For the data that follows, report how many lines contain the word "this", and nothing else.

====

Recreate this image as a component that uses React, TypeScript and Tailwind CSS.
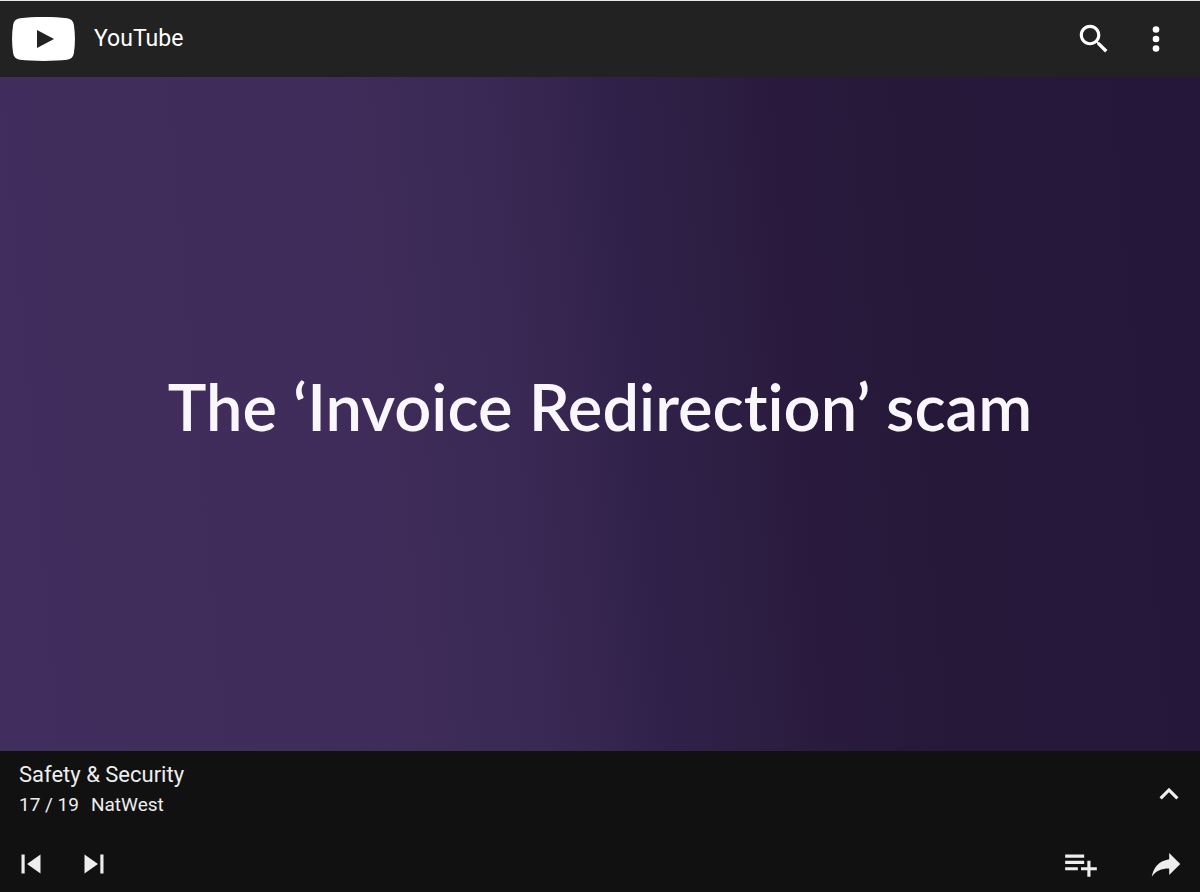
import type { ReactNode } from 'react';

interface IconButtonProps {
  label: string;
  children: ReactNode;
}

function IconButton({ label, children }: IconButtonProps) {
  return (
    <button type="button" aria-label={label} className="shrink-0 cursor-pointer">
      <svg viewBox="0 0 24 24" className="size-[38px] fill-current" aria-hidden="true">
        {children}
      </svg>
    </button>
  );
}

function Header() {
  return (
    <header className="flex h-[77px] shrink-0 items-center justify-between border-t border-[#e4eaeb] bg-[#222222] pl-3 pr-[25px] text-white">
      <a href="#" className="flex items-center gap-[19px]">
        <svg viewBox="0 0 63 44" className="h-11 w-[63px]" aria-hidden="true">
          <path
            fill="#ffffff"
            d="M8 1.2C20 -.3 43 -.3 55 1.2c4 .5 6.3 2.8 6.9 6.8 1.4 9 1.4 19 0 28-.6 4-2.9 6.3-6.9 6.8-12 1.5-35 1.5-47 0-4-.5-6.3-2.8-6.9-6.8-1.4-9-1.4-19 0-28C1.700 4 4 1.700 8 1.200Z"
          />
          <path fill="#222222" d="M25 13v18l17-9z" />
        </svg>
        <span className="text-[23px] leading-7">YouTube</span>
      </a>
      <div className="flex items-center gap-6">
        <IconButton label="Search">
          <path d="M15.5 14h-.79l-.28-.27C15.41 12.59 16 11.11 16 9.5 16 5.91 13.09 3 9.5 3S3 5.91 3 9.5 5.91 16 9.5 16c1.61 0 3.09-.59 4.23-1.57l.27.28v.79l5 4.99L20.49 19l-4.99-5zm-6 0C7.01 14 5 11.99 5 9.5S7.01 5 9.5 5 14 7.01 14 9.5 11.99 14 9.5 14z" />
        </IconButton>
        <IconButton label="More options">
          <circle cx="12" cy="6" r="2.1" />
          <circle cx="12" cy="12" r="2.1" />
          <circle cx="12" cy="18" r="2.1" />
        </IconButton>
      </div>
    </header>
  );
}

function VideoFrame() {
  return (
    <main className="flex flex-1 items-center justify-center bg-[linear-gradient(85deg,#422e5e_0%,#402c5a_30%,#3a2954_43%,#30214a_53%,#2a1b3e_65%,#261839_76%,#24173a_100%)] px-6 pb-4">
      <h1 className="text-center font-['Lato',sans-serif] text-[65px] font-semibold leading-[80px] text-[#faf7fc] [font-variant-ligatures:none]">
        The ‘Invoice Redirection’ scam
      </h1>
    </main>
  );
}

function PlaylistBar() {
  return (
    <footer className="shrink-0 bg-[#111111] pb-[9px] text-[#eeeeee]">
      <div className="flex min-h-[86px] items-center justify-between pl-[19px] pr-3">
        <div className="self-start pt-[9px]">
          <h2 className="text-[22px] leading-[30px]">Safety &amp; Security</h2>
          <p className="flex gap-3 text-[19px] leading-[30px]">
            <span>17 / 19</span>
            <span>NatWest</span>
          </p>
        </div>
        <IconButton label="Show playlist">
          <path d="M12 8l-6 6 1.41 1.41L12 10.83l4.59 4.58L18 14z" />
        </IconButton>
      </div>
      <div className="mt-2 flex items-center justify-between pl-3 pr-[15px]">
        <div className="flex gap-[25px]">
          <IconButton label="Previous video">
            <path d="M6 6h2v12H6zm3.5 6l8.5 6V6z" />
          </IconButton>
          <IconButton label="Next video">
            <path d="M6 18l8.5-6L6 6v12zM16 6v12h2V6h-2z" />
          </IconButton>
        </div>
        <div className="flex gap-[47px]">
          <IconButton label="Add to playlist">
            <path d="M14 10H2v2h12v-2zm0-4H2v2h12V6zm4 8v-4h-2v4h-4v2h4v4h2v-4h4v-2h-4zM2 16h8v-2H2v2z" />
          </IconButton>
          <IconButton label="Share">
            <path d="M14 9V5l7 7-7 7v-4.1c-5 0-8.5 1.6-11 5.1 1-5 4-10 11-11z" />
          </IconButton>
        </div>
      </div>
    </footer>
  );
}

export default function App() {
  return (
    <div className="flex min-h-screen flex-col bg-[#111111] font-['Roboto',sans-serif]">
      <Header />
      <VideoFrame />
      <PlaylistBar />
    </div>
  );
}
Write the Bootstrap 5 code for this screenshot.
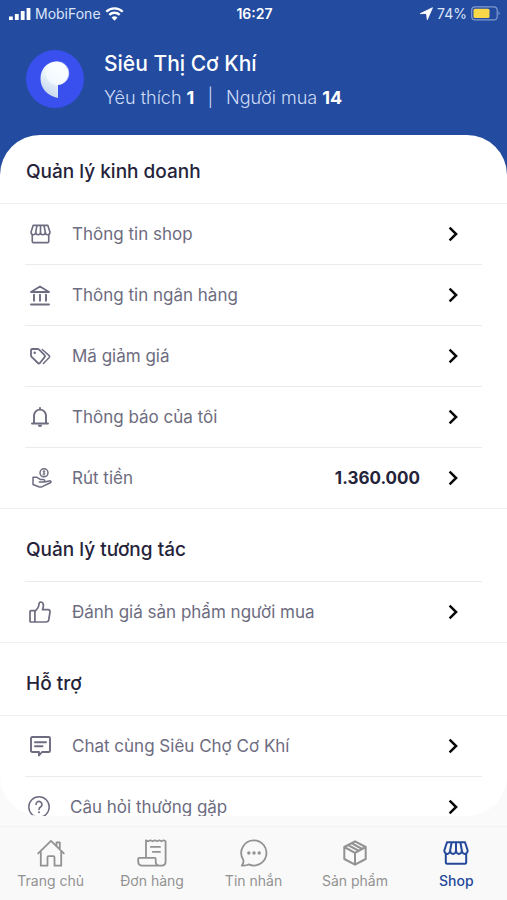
<!DOCTYPE html>
<html lang="vi">
<head>
<meta charset="utf-8">
<meta name="viewport" content="width=device-width, initial-scale=1">
<title>Siêu Thị Cơ Khí</title>
<link href="https://cdn.jsdelivr.net/npm/bootstrap@5.3.0/dist/css/bootstrap.min.css" rel="stylesheet">
<style>
  :root { --brand: #234b9f; --ink: #25233a; --soft: #6d6c80; --rule: #f1f1f1; --page: #fafafa; }
  body { font-family: Inter, "Noto Sans", sans-serif; background: var(--page); color: var(--ink); }
  svg { display: block; flex: none; fill: none; stroke: currentColor; stroke-width: 2; stroke-linecap: round; stroke-linejoin: round; }
  a { color: inherit; text-decoration: none; }
  .brand-bg { background: var(--brand); color: #fff; }
  .status { height: 27px; font-size: 14px; line-height: 20px; padding: 0 7px 0 9px; }
  .status .side { flex: 1 1 0; color: #dbe5fa; }
  .profile { height: 108px; padding: 7px 26px 0; gap: 20px; }
  .shop-name { font-size: 21px; line-height: 28px; font-weight: 500; }
  .stats { font-size: 18px; line-height: 24px; font-weight: 300; color: #cfdcf8; margin-top: 8px; }
  .stats b { color: #fff; font-weight: 700; }
  .stats .bar { padding: 0 13px; }
  .sheet-wrap { min-height: 0; padding-bottom: 10px; background: linear-gradient(var(--brand) 50%, var(--page) 50%); }
  .sheet { border-radius: 40px; }
  .group-title { font-size: 19px; line-height: 24px; font-weight: 500; padding: 29px 26px 19px; margin: 0; }
  .group-title.first { padding-top: 25px; }
  .full-rule { border-bottom: 1px solid var(--rule); }
  .inset-rule { border-bottom: 1px solid #ebebec; margin: 0 25px; }
  .entry { height: 60px; padding: 0 49px 0 26px; font-size: 17px; line-height: 28px; color: var(--soft); }
  .entry .glyph { width: 28px; margin-right: 18px; display: flex; justify-content: center; }
  .entry .glyph.hand { padding-left: 4px; }
  .entry .glyph.help { width: 26px; }
  .amount { color: var(--ink); font-weight: 700; margin-right: 28px; }
  .chev { color: #0a0a0a; }
  .tabs { height: 74px; border-top: 1px solid #f2f2f2; background: #f9f9f9; color: #929292; font-size: 14px; line-height: 20px; padding-top: 12px; }
  .tabs a { flex: 1 1 0; gap: 4px; }
  .tabs .pic { height: 28px; }
  .tabs .active { color: #24499a; font-weight: 500; }
</style>
<script src="https://cdn.jsdelivr.net/npm/bootstrap@5.3.0/dist/js/bootstrap.bundle.min.js"></script>
</head>
<body>
<svg width="0" height="0" class="position-absolute" aria-hidden="true">
  <symbol id="store" viewBox="0 0 26 24"><path d="M4 1.3H22L24.7 9.5a2.92 3.4 0 0 1-5.85 0a2.92 3.4 0 0 1-5.85 0a2.92 3.4 0 0 1-5.85 0a2.92 3.4 0 0 1-5.85 0ZM8.6 1.5 7.15 9.5M13 1.5v8M17.4 1.5l1.45 8M2.8 12.5v8.7q0 1.5 1.5 1.5H21.7q1.5 0 1.5-1.5v-8.7"/></symbol>
  <symbol id="chevron" viewBox="0 0 10 16"><path d="m1.6 1.7 6.5 6.3-6.5 6.3" stroke-width="2.5" stroke-linecap="butt" stroke-linejoin="miter"/></symbol>
</svg>

<div class="d-flex flex-column vh-100 overflow-hidden">
  <header class="brand-bg">
    <div class="status d-flex align-items-center">
      <div class="side d-flex align-items-center gap-1">
        <svg width="22" height="14" viewBox="0 0 22 14" aria-hidden="true"><path d="M0 9.5h3.8V13H0zM5.900 7h3.800v6H5.900zM11.800 4h3.800v9h-3.800zM17.600 1h3.800v12H17.600z" fill="#fff" stroke="none"/></svg>
        <span>MobiFone</span>
        <svg width="19" height="14" viewBox="0 0 19 14" aria-label="Wi-Fi"><path d="M1.300 4.700a11.700 11.700 0 0 1 16.400 0M4.300 7.900a7.400 7.400 0 0 1 10.400 0" stroke="#fff" stroke-width="2.300" stroke-linecap="butt"/><path d="M9.500 13.700 6.500 10.600a4.300 4.300 0 0 1 6 0z" fill="#fff" stroke="none"/></svg>
      </div>
      <div class="fw-semibold">16:27</div>
      <div class="side d-flex align-items-center justify-content-end">
        <svg class="me-1" width="13" height="13" viewBox="0 0 13 13" aria-hidden="true"><path d="M.5 6.500 12.500.7 7.300 12.700 6.500 6.800z" fill="#fff" stroke="#fff" stroke-width=".8"/></svg>
        <span>74%</span>
        <svg class="ms-1" width="29" height="15" viewBox="0 0 29 15" aria-hidden="true"><rect x=".7" y=".9" width="25.500" height="13" rx="3.500" stroke="#7f9ad0" stroke-width="1.200"/><rect x="2.500" y="2.700" width="16" height="9.400" rx="1.500" fill="#fad749" stroke="none"/><path d="M27.500 5v4.500q2.300-2.200 0-4.500" fill="#7f9ad0" stroke="none"/></svg>
      </div>
    </div>
    <div class="profile d-flex align-items-start">
      <svg class="mt-3" width="58" height="58" viewBox="0 0 58 58" role="img" aria-label="Logo">
        <defs><linearGradient id="leaf" x1=".3" y1="1" x2=".7" y2=".2"><stop offset="0" stop-color="#c3d2ea"/><stop offset=".6" stop-color="#e9f3fb"/><stop offset="1" stop-color="#fff"/></linearGradient></defs>
        <circle cx="29" cy="29" r="29" fill="#3950ee" stroke="none"/>
        <path d="M32 48C22 46 14.500 39 14.500 28.500C14.500 18.500 21.500 11.500 31 11.500A11.800 11.800 0 0 1 32 35Z" fill="url(#leaf)" stroke="none"/>
        <circle cx="31.500" cy="23.200" r="11.700" fill="#f8fcff" fill-opacity=".7" stroke="none"/>
      </svg>
      <div class="pt-3">
        <h1 class="shop-name m-0">Siêu Thị Cơ Khí</h1>
        <div class="stats d-flex"><span>Yêu thích <b>1</b></span><span class="bar">|</span><span>Người mua <b>14</b></span></div>
      </div>
    </div>
  </header>

  <main class="sheet-wrap flex-grow-1">
    <div class="sheet bg-white h-100 overflow-hidden">
      <section>
        <h2 class="group-title first full-rule">Quản lý kinh doanh</h2>
        <a href="#" class="entry d-flex align-items-center"><span class="glyph"><svg width="21" height="20"><use href="#store"/></svg></span><span class="flex-grow-1">Thông tin shop</span><svg class="chev" width="10" height="16"><use href="#chevron"/></svg></a>
        <div class="inset-rule"></div>
        <a href="#" class="entry d-flex align-items-center"><span class="glyph"><svg width="20" height="21" viewBox="0 0 20 21"><path d="M1 7 10 1.500 19 7ZM4 9.800v6M10 9.800v6M16 9.800v6M1 19.500h18" stroke-width="1.900"/></svg></span><span class="flex-grow-1">Thông tin ngân hàng</span><svg class="chev" width="10" height="16"><use href="#chevron"/></svg></a>
        <div class="inset-rule"></div>
        <a href="#" class="entry d-flex align-items-center"><span class="glyph"><svg width="21" height="17" viewBox="0 0 21 17"><path d="M2.200 1h5.500q.6 0 1.100.4l5.800 5.700q1 1 0 2L9.900 15q-1 1-2 0L1.400 8.700Q1 8.200 1 7.600V2.200Q1 1 2.200 1Z" stroke-width="1.800"/><path d="m12.300 1.500 6.900 6.100q.8.9 0 1.800l-5.800 6" stroke-width="1.500"/><circle cx="4.700" cy="4.700" r="1.200" fill="currentColor" stroke="none"/></svg></span><span class="flex-grow-1">Mã giảm giá</span><svg class="chev" width="10" height="16"><use href="#chevron"/></svg></a>
        <div class="inset-rule"></div>
        <a href="#" class="entry d-flex align-items-center"><span class="glyph"><svg width="18" height="20" viewBox="0 0 18 20"><path d="M1 16.500h16M3 16.200V8.600a6 6 0 0 1 12 0v7.600M9 2.300V1" stroke-width="1.900"/><path d="M6.800 17.800h4.400a2.200 2.200 0 0 1-4.400 0" fill="currentColor" stroke="none"/></svg></span><span class="flex-grow-1">Thông báo của tôi</span><svg class="chev" width="10" height="16"><use href="#chevron"/></svg></a>
        <div class="inset-rule"></div>
        <a href="#" class="entry d-flex align-items-center"><span class="glyph hand"><svg width="20" height="20" viewBox="0 0 20 20"><g stroke-width="1.500"><circle cx="12" cy="4.800" r="4"/><path d="M12.900 3.300q-1.800-.6-1.800.5c0 1 1.800.8 1.800 1.900q0 1.100-1.900.5M12 2.400v4.800" stroke-width="1"/><path d="M1 9.200v7.300l5.800 2.300q1.800.6 3.500-.2l8-3.800q1-.6.6-1.400-.5-.7-1.500-.5l-4.900 1.200M1 9.200h3.600l3.600 2.200h3.300q1.300.2 1.200 1.400-.1 1.100-1.300 1.200H7.300"/></g></svg></span><span class="flex-grow-1">Rút tiền</span><span class="amount">1.360.000</span><svg class="chev" width="10" height="16"><use href="#chevron"/></svg></a>
        <div class="full-rule"></div>
      </section>
      <section>
        <h2 class="group-title">Quản lý tương tác</h2>
        <div class="inset-rule"></div>
        <a href="#" class="entry d-flex align-items-center"><span class="glyph"><svg width="22" height="22" viewBox="0 0 22 22"><path d="M1 10.600q0-.9.9-.9h4v11.300h-4Q1 21 1 20.100ZM5.900 10.400q4-3.400 4.100-7.300Q10.100 1 11.900 1q2.500.3 2.500 3.600 0 1.800-.9 4.100h5.600q2.100.2 1.900 2.300l-1.300 8q-.4 2-2.300 2H5.900" stroke-width="1.700"/></svg></span><span class="flex-grow-1">Đánh giá sản phẩm người mua</span><svg class="chev" width="10" height="16"><use href="#chevron"/></svg></a>
        <div class="full-rule"></div>
      </section>
      <section>
        <h2 class="group-title full-rule">Hỗ trợ</h2>
        <a href="#" class="entry d-flex align-items-center"><span class="glyph"><svg width="21" height="21" viewBox="0 0 21 21"><path d="M2.300 1h16.400Q20 1 20 2.300v12.400q0 1.300-1.300 1.300H12l-3 3.500V16H2.300Q1 16 1 14.700V2.300Q1 1 2.300 1ZM5 6.300h11M5 10.300h7.500" stroke-width="1.900"/></svg></span><span class="flex-grow-1">Chat cùng Siêu Chợ Cơ Khí</span><svg class="chev" width="10" height="16"><use href="#chevron"/></svg></a>
        <div class="inset-rule"></div>
        <a href="#" class="entry d-flex align-items-center"><span class="glyph help"><svg width="22" height="22" viewBox="0 0 22 22"><circle cx="11" cy="11" r="10.200" stroke-width="1.500"/><path d="M8 8.500a3 3 0 1 1 4.800 2.300Q11 11.900 11 13.400" stroke-width="1.600"/><circle cx="11" cy="16.200" r="1" fill="currentColor" stroke="none"/></svg></span><span class="flex-grow-1">Câu hỏi thường gặp</span><svg class="chev" width="10" height="16"><use href="#chevron"/></svg></a>
      </section>
    </div>
  </main>

  <nav class="tabs d-flex flex-shrink-0">
    <a href="#" class="d-flex flex-column align-items-center"><span class="pic d-flex align-items-center"><svg width="28" height="28" viewBox="0 0 28 28"><path d="M1.200 14.300 14 1.800l12.800 12.500M3.800 12.500v14.200h6.700v-8.400q0-1.200 1.200-1.200h4.600q1.200 0 1.200 1.200v8.400h6.700V12.500M19.500 6.500V3.300h3.300v6.500" stroke-width="1.800"/></svg></span>Trang chủ</a>
    <a href="#" class="d-flex flex-column align-items-center"><span class="pic d-flex align-items-center"><svg width="30" height="28" viewBox="0 0 30 28"><path d="M9 18.500V1.300l2.200 1 2.200-1 2.200 1 2.200-1 2.200 1 2.200-1 2.200 1 2.200-1 2 1V22.500q0 4.200-4.200 4.200H5.500q-4.300 0-4.300-4.500v-2.400q0-1 1-1h15.500q1 0 1 1.200v2.200q0 4.500 4 4.500M13.800 7.900h9.200M15.800 12.900h7.200" stroke-width="1.800"/></svg></span>Đơn hàng</a>
    <a href="#" class="d-flex flex-column align-items-center"><span class="pic d-flex align-items-center"><svg width="28" height="28" viewBox="0 0 28 28"><path d="M14 1.300a12.600 12.600 0 1 1-5.300 24.100Q7 26.900 1.800 26.600q2.300-2.800 1.400-6A12.600 12.600 0 0 1 14 1.300Z" stroke-width="1.800"/><g fill="currentColor" stroke="none"><circle cx="8.800" cy="14" r="1.700"/><circle cx="14" cy="14" r="1.700"/><circle cx="19.200" cy="14" r="1.700"/></g></svg></span>Tin nhắn</a>
    <a href="#" class="d-flex flex-column align-items-center"><span class="pic d-flex align-items-center"><svg width="24" height="26" viewBox="0 0 24 26"><path d="M12 1.300 22.700 7v12L12 24.700 1.300 19V7ZM1.300 7 12 12.800 22.700 7M12 12.800v11.900M5 5l10.800 5.800M8.500 3.200 19.200 9" stroke-width="2"/></svg></span>Sản phẩm</a>
    <a href="#" class="active d-flex flex-column align-items-center" aria-current="page"><span class="pic d-flex align-items-center"><svg width="26" height="24"><use href="#store"/></svg></span>Shop</a>
  </nav>
</div>
</body>
</html>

====

→ SOLUTION BELOW
2